Mit Beschluss vom selben Tag trennte der Einzelrichter das Verfahren wegen Grundsteuermessbescheid auf den 1.1.2005 ab und stellte es unter dem neu vergebenen Aktenzeichen 8 K 2707/10 ein.

Der Erinnerungsgegner erließ am 18.10.2011 auf den 1.1.2005 einen geänderten Einheitswertbescheid für den Betrieb der Land- und Forstwirtschaft A Straße 13 in X und setzte den Einheitswert von 52.100 EUR um 20.503 EUR auf den ursprünglichen Wert von 31.597 EUR herab. Gleichzeitig erfolgte auf 1.1.2005 eine Nachfeststellung für das Einfamilienhaus (€Altenteiler€) mit einem Einheitswert von 36.659 EUR.

Der neu zuständig gewordene Einzelrichter richtete am 24.10.2011 ein ausführliches Aufklärungsschreiben an den Prozessbevollmächtigten, das er mit einer Fristsetzung nach § 79b Abs. 2 der Finanzgerichtsordnung (FGO) verband. Gleichzeitig erließ er einen Beweisbeschluss und veranlasste eine Ladung zur Beweisaufnahme und mündliche Verhandlung auf 28.11.2011.
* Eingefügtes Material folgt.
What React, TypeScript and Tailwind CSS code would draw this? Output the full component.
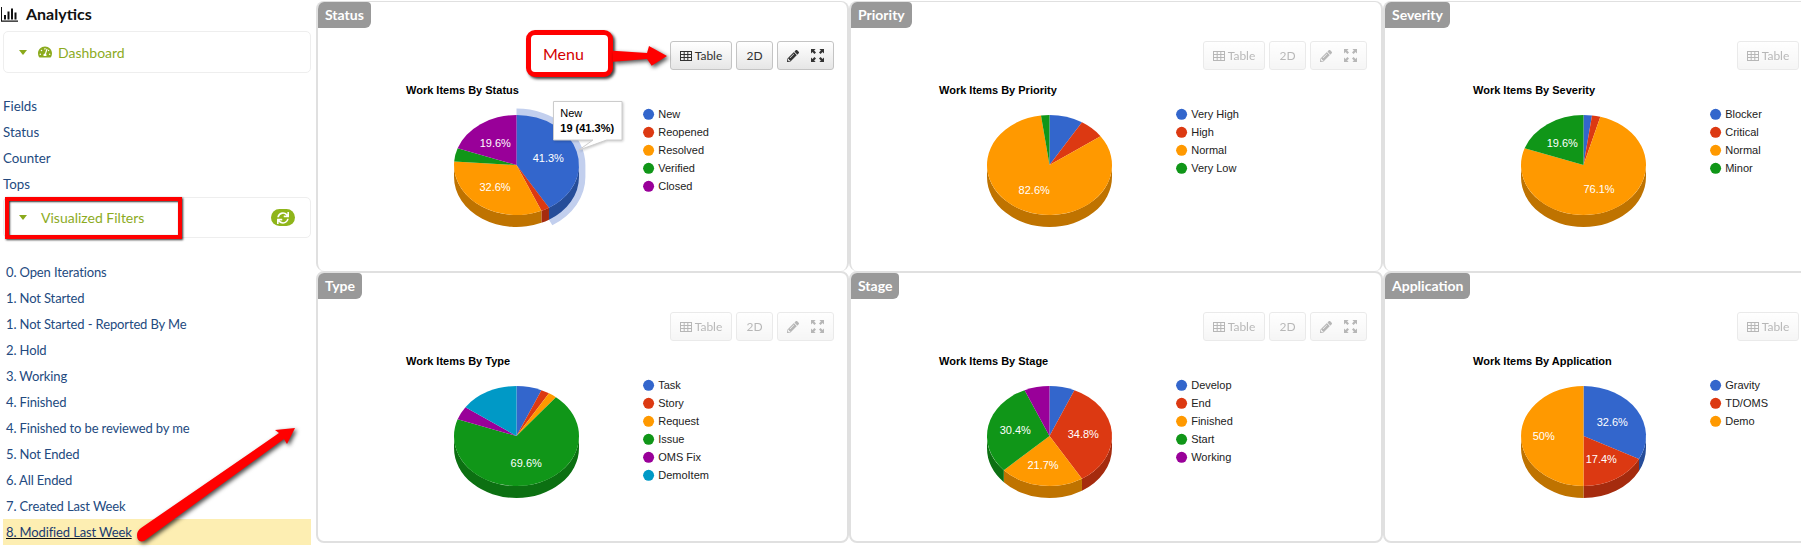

Am 14.11.2011 erklärte der Prozessbevollmächtigte den Rechtsstreit für erledigt, da das Klageziel voll umfänglich erreicht worden sei. Nachdem die Erledigungserklärung der Finanzbehörde am 22.11.2011 einging, legte der Einzelrichter dem Erinnerungsgegner durch Beschluss vom selben Tag die Kosten des Verfahrens auf.

Am 6.12.2011 ging bei Gericht ein Antrag auf Kostenfestsetzung ein. Begehrt wurde durch die Erinnerungsführer eine Erstattung von insgesamt 2.920,97 EUR. Geltend gemacht wurden aus einem Gegenstandswert von 5.126 EUR (25% von 20.503 EUR) eine Geschäftsgebühr für das außergerichtliche Vorverfahren von 507 EUR sowie für das Klageverfahren eine 1,9 Verfahrens-, 1,5 Termins- und eine 1,8 Erledigungsgebühr, jeweils zzgl. einer Auslagenpauschale für Porto, Telefon, Fotokopien usw. von 40 EUR. Beantragt wurde auch in Höhe von 32 EUR die Erstattung von einem Drittel der Fahrtkosten zum Finanzgericht von insgesamt 96 EUR (2 x 160 km x 0,30 EUR).

In seiner Stellungnahme brachte der Erinnerungsgegner vor, die Höhe des Streitwerts sei pauschal zu bemessen. Die grundsteuerliche Auswirkung betrage lediglich 393,60 EUR. Eine Erledigungsgebühr falle nicht an. Die Änderung des Bescheids sei auf richterlichen Hinweis hin und nicht aufgrund des Vortrags des Prozessbevollmächtigten erfolgt. Die Erinnerungsführer blieben in ihrer Erwiderung vom 18.1.2012 bei ihrer Rechtsauffassung.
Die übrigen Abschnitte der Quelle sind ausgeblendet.